# MAF Output Voltage?



## Spokane95PU (Jan 14, 2017)

What is the output voltage range of the MAF sensor supposed to be? I've found plenty of sources that say it's supposed to range up and down as the engine RPM goes up and then back down. But, I haven't found anywhere that says what that range is supposed to be. One source implies that it should be in the 0-5VDC range. The output from the MAF on my '95 V6 Pickup is 1.9VDC to 2.4VDC approx., only 0.5V swing. Is that normal, or should I replace the MAF?

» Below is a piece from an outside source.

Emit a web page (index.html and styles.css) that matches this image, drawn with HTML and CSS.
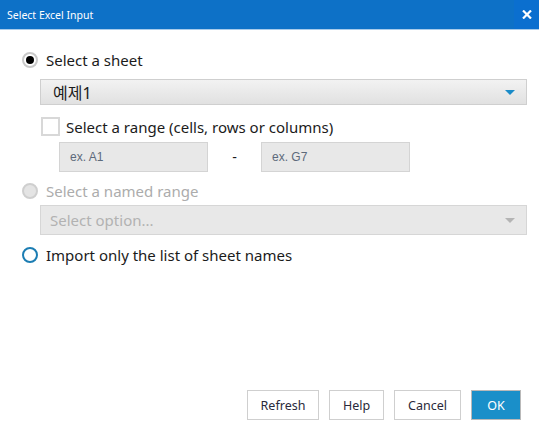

(BTW, Check Engine Light is off and on, intermittent, but mostly on.) 

Thanks!


----------



## smj999smj (Jan 1, 2006)

You can get that information in the Engine Control section of your vehicle's service manual. Nico Club's site has full service manual downloads for free and you can get loose chapters from NissanHelp.com:

1995 Nissan Hardbody Truck Service Manual - Loose Sections - Free with Registration - Nissanhelp.com

According to page EC-133 of the service manual (mass air flow sensor component check):

Peel back the rubber on the MAS harness connector (leave connector plugged into MAS). Start engine and warm it up sufficiently. Check voltage from terminal "A" and ground. 

-With ignition switch "on," engine off, voltage should be less than 1.0 volt.
-At idle (engine warmed up), voltage should be approximately 1.5-2.0 volts.

*If NG, remove MAS from air duct and check hotwire for damage or dust.


----------



## Spokane95PU (Jan 14, 2017)

Thank you!


----------